Technology Infrastructure: Systems That Evolve With You
Growth crushes fragile systems. I’ve watched too many promising ventures falter when their infrastructure couldn’t scale, whether due to volume, complexity, or expansion.
But the real challenge isn’t predicting what’s next. It’s designing systems built for continuous adaptation rather than periodic overhaul. That means more than servers and software. It includes training, processes, and organizational habits that foster resilience.
Instead of layering tech on top of strategy, design tech that co-evolves with your priorities. Not just compatibility, but symbiosis.
Regulatory Awareness: Turning Policy Into Strategic Foresight
Many leaders treat regulation as a roadblock. The smartest ones see it as a map.
Compliance is the baseline. Strategic anticipation is the advantage. When leaders understand emerging policy trends, they can steer toward opportunity: make investments others hesitate to touch, enter markets competitors avoid, and form alliances that will matter tomorrow.
Where Co-Evolution Becomes Competitive Advantage
Organizational intelligence comes not from isolated wins, but from integrated development. Strategic clarity shapes your tech investments. Tech agility accelerates your policy response. Policy foresight drives your strategic pivot.

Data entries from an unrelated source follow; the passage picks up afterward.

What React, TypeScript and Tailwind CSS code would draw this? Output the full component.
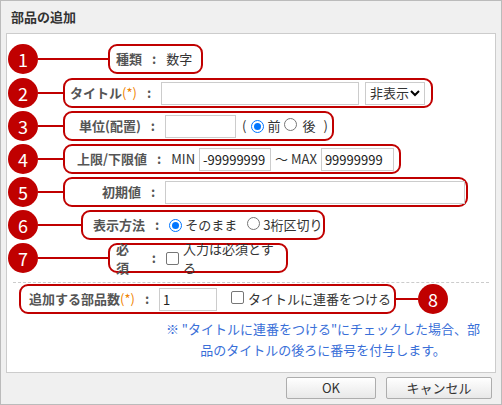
const RED = "border-[#c00000]";

function Num({ n }: { n: number }) {
  return (
    <div className="w-[30px] h-[30px] rounded-full bg-[#c00000] text-white text-[18px] flex items-center justify-center shrink-0">
      {n}
    </div>
  );
}

function Line({ w }: { w: string }) {
  return <div className={`h-[2px] bg-[#c00000] ${w}`} />;
}

function Label({ children }: { children: React.ReactNode }) {
  return <span className="font-bold text-[#555]">{children}</span>;
}

function Colon() {
  return <span className="font-bold text-[#555] mx-[10px]">:</span>;
}

function Req() {
  return <span className="text-[#f08300] font-normal">(*)</span>;
}

function Radio({ on }: { on?: boolean }) {
  return (
    <span className={`inline-block w-[13px] h-[13px] rounded-full border ${on ? "border-[#0075ff]" : "border-[#767676]"} bg-white mr-[3px] relative`}>
      {on && <span className="absolute inset-[2px] rounded-full bg-[#0075ff]" />}
    </span>
  );
}

function Check() {
  return <span className="inline-block w-[13px] h-[13px] rounded-[2px] border border-[#767676] bg-white mr-[4px]" />;
}

function Input({ w, v }: { w: string; v?: string }) {
  return (
    <div className={`${w} h-[23px] border border-[#ccc] bg-white px-[3px] text-[#222] leading-[21px] overflow-hidden whitespace-nowrap`}>
      {v}
    </div>
  );
}

export default function App() {
  return (
    <div
      className="w-[502px] h-[405px] bg-[#f0f0f0] text-[13px] text-[#333] border border-[#bbb] flex flex-col"
      style={{ fontFamily: '"Noto Sans CJK JP", "Noto Sans", sans-serif' }}
    >
      <div className="h-[32px] px-[10px] flex items-center font-bold text-[#333] text-[13px]">部品の追加</div>
      <div className="mx-[5px] h-[340px] bg-white border border-[#ccc] flex flex-col pt-[10px]">
        {/* 1 */}
        <div className="flex items-center h-[30px] ml-[1px]">
          <Num n={1} />
          <Line w="w-[70px]" />
          <div className={`border-2 ${RED} rounded-[9px] h-[30px] w-[95px] flex items-center pl-[6px]`}>
            <Label>種類</Label>
            <Colon />
            <span>数字</span>
          </div>
        </div>
        {/* 2 */}
        <div className="flex items-center h-[30px] mt-[4px] ml-[1px]">
          <Num n={2} />
          <Line w="w-[25px]" />
          <div className={`border-2 ${RED} rounded-[9px] h-[30px] w-[370px] flex items-center pl-[5px]`}>
            <Label>
              タイトル<Req />
            </Label>
            <Colon />
            <Input w="w-[198px]" />
            <div className="ml-[6px] h-[23px] w-[60px] border border-[#ccc] flex items-center justify-between px-[4px]">
              <span>非表示</span>
              <svg width="10" height="8" viewBox="0 0 10 8"><path d="M1 2l4 4 4-4" stroke="#000" strokeWidth="2" fill="none" /></svg>
            </div>
          </div>
        </div>
        {/* 3 */}
        <div className="flex items-center h-[30px] mt-[3px] ml-[1px]">
          <Num n={3} />
          <Line w="w-[25px]" />
          <div className={`border-2 ${RED} rounded-[9px] h-[30px] w-[271px] flex items-center pl-[14px]`}>
            <Label>単位(配置)</Label>
            <Colon />
            <Input w="w-[71px]" />
            <span className="ml-[6px] mr-[5px]">(</span>
            <Radio on />
            <span>前</span>
            <span className="ml-[4px]"><Radio /></span>
            <span className="ml-[2px]">後</span>
            <span className="ml-[8px]">)</span>
          </div>
        </div>
        {/* 4 */}
        <div className="flex items-center h-[30px] mt-[3px] ml-[1px]">
          <Num n={4} />
          <Line w="w-[25px]" />
          <div className={`border-2 ${RED} rounded-[9px] h-[30px] w-[338px] flex items-center pl-[12px]`}>
            <Label>上限/下限値</Label>
            <Colon />
            <span className="mr-[4px]">MIN</span>
            <Input w="w-[72px]" v="-99999999" />
            <span className="mx-[4px]">～ MAX</span>
            <Input w="w-[73px]" v="99999999" />
          </div>
        </div>
        {/* 5 */}
        <div className="flex items-center h-[30px] mt-[3px] ml-[1px]">
          <Num n={5} />
          <Line w="w-[25px]" />
          <div className={`border-2 ${RED} rounded-[9px] h-[30px] w-[405px] flex items-center pl-[37px]`}>
            <Label>初期値</Label>
            <Colon />
            <Input w="w-[300px]" />
          </div>
        </div>
        {/* 6 */}
        <div className="flex items-center h-[30px] mt-[3px] ml-[1px]">
          <Num n={6} />
          <Line w="w-[43px]" />
          <div className={`border-2 ${RED} rounded-[9px] h-[30px] w-[244px] flex items-center pl-[10px]`}>
            <Label>表示方法</Label>
            <Colon />
            <Radio on />
            <span>そのまま</span>
            <span className="ml-[10px]"><Radio /></span>
            <span>3桁区切り</span>
          </div>
        </div>
        {/* 7 */}
        <div className="flex items-center h-[30px] mt-[3px] ml-[1px]">
          <Num n={7} />
          <Line w="w-[70px]" />
          <div className={`border-2 ${RED} rounded-[9px] h-[30px] w-[180px] flex items-center pl-[6px]`}>
            <Label>必須</Label>
            <Colon />
            <Check />
            <span>入力は必須とする</span>
          </div>
        </div>
        <div className="mx-[6px] mt-[9px] border-t border-dashed border-[#ccc]" />
        {/* 8 */}
        <div className="flex items-center h-[30px] mt-[1px] ml-[12px]">
          <div className={`border-2 ${RED} rounded-[9px] h-[30px] w-[377px] flex items-center pl-[8px]`}>
            <Label>
              追加する部品数<Req />
            </Label>
            <Colon />
            <Input w="w-[58px]" v="1" />
            <span className="ml-[14px]"><Check /></span>
            <span>タイトルに連番をつける</span>
          </div>
          <Line w="w-[22px]" />
          <Num n={8} />
        </div>
        <div className="ml-[156px] w-[320px] mt-[4px] text-[#3a6fd8] leading-[21px] text-center">
          ※ "タイトルに連番をつける"にチェックした場合、部品のタイトルの後ろに番号を付与します。
        </div>
      </div>
      <div className="flex justify-end gap-[10px] pr-[9px] mt-[4px]">
        <button className="w-[90px] h-[22px] border border-[#adadad] rounded-[2px] bg-gradient-to-b from-white to-[#e8e8e8] text-[13px]">OK</button>
        <button className="w-[106px] h-[22px] border border-[#adadad] rounded-[2px] bg-gradient-to-b from-white to-[#e8e8e8] text-[13px]">キャンセル</button>
      </div>
    </div>
  );
}
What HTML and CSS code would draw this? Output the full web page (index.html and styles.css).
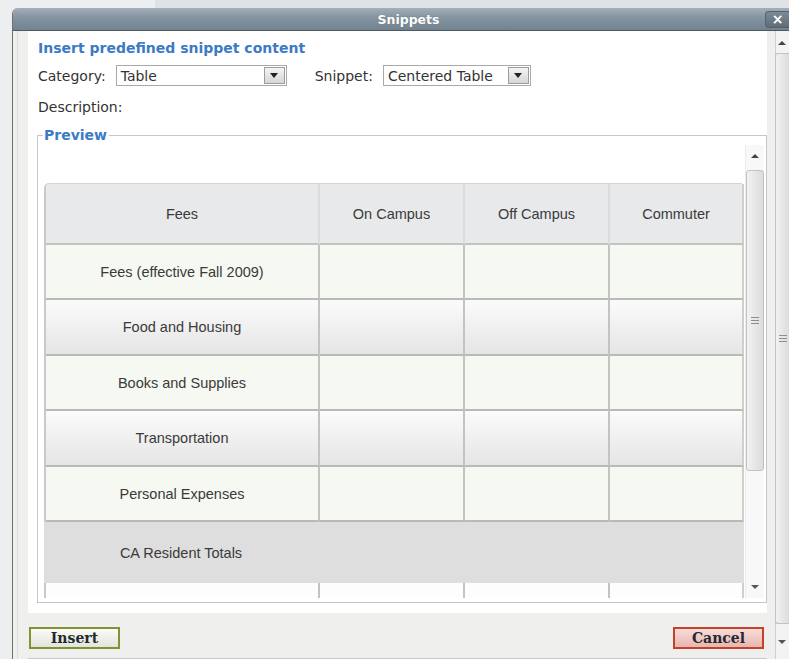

This isn’t change management. It’s natural development. Change that feels organic rather than imposed. Growth that’s sustainable rather than disruptive. The goal isn’t dependence on external consultants, but internal capacity to see around corners and self-adjust.
Leaders building ventures in and beyond Kitsap face this challenge constantly, whether in maritime innovation, defense tech, healthcare, or emerging sectors. The question isn’t location-specific: Are your strategic, technological, and regulatory systems co-evolving, or managed in isolation?
If you’re wondering whether your systems are evolving together, start with three questions:
Can your team make strategic decisions without constant top-down input?
Does your infrastructure enable change, or constrain it?
Do you treat policy as a warning, or an advantage?
Your answers will tell you where true resilience begins.